Seven & i Holdings, 7-Eleven’s parent company and the world’s largest franchiser of convenience stores, has agreed to purchase Speedway gas stations from Marathon Petroleum for $21 billion.

The deal is the second-largest purchase by Seven & i, after its $3.3 billion deal for over 1,000 Sunoco stations was completed in 2018.

Seven & i reportedly turned down a $22 billion offer by Marathon in March 2020, and investors appeared to frown on the slight discount upon which the transaction was agreed this time, with Seven & i shares falling 4.8% in Tokyo.

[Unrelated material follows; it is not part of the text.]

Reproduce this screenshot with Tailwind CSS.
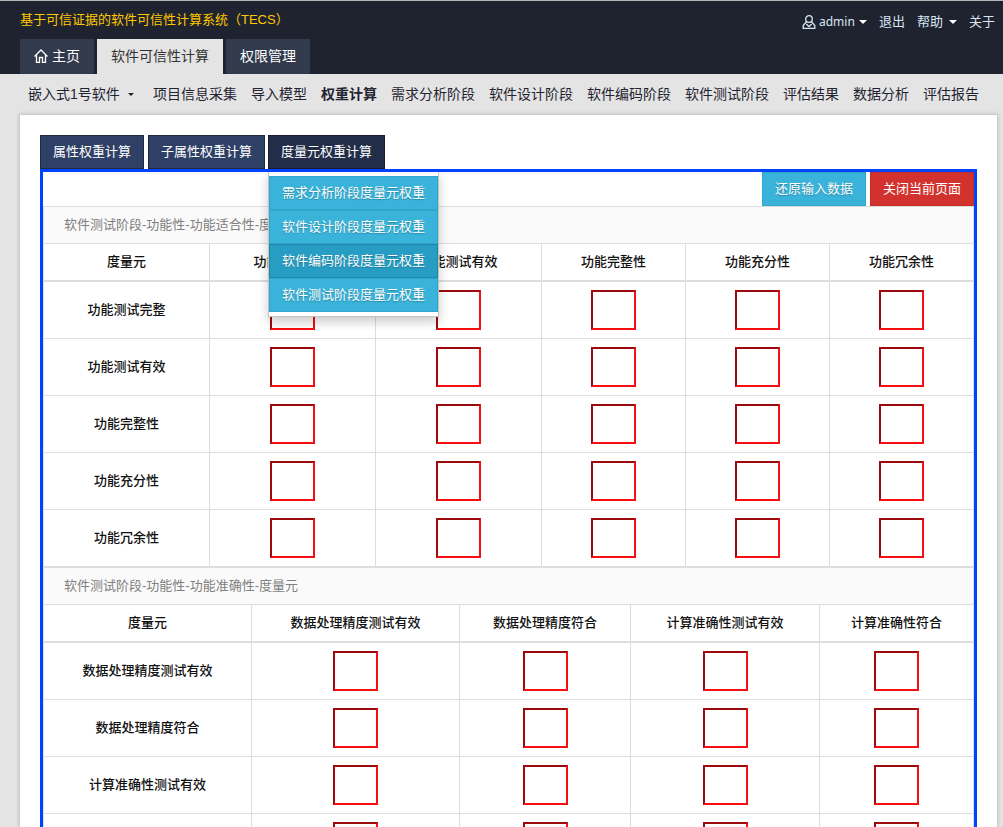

The deal, expected to close in Q1 2021, will add about 3,900 stores to 7-Eleven’s existing 9,800 US locations and includes a 15-year fuel supply agreement for 7.7 billion gallons per year with the acquired Speedway stations.

Marathon is the largest refiner in the US by volume.

In Japan, Seven & i faces a sluggish economy and tough competition from FamilyMart, Lawson, discount drug stores and e-commerce giants like Amazon.

Seven & i expects to achieve $475 million to $575 million of cost synergies through the third year after the deal’s closing and compound annual growth of over 15% to 7–Eleven’s operating income..

The deal is the second-largest purchase of a U.S. target this year and the biggest yet for Seven & i, a retail giant with 69,000 stores worldwide including 7-Eleven outlets and Ito-Yokado supermarkets in Japan.

Marathon had been under sustained pressure last year from activist investors including Elliott Management and DE Shaw to effect multiple operational changes to improve performance, including potentially splitting up the company into refining, midstream and retail groups. CEO Gary Heminger also stepped down under pressure in March 2020 after 45 years with Marathon.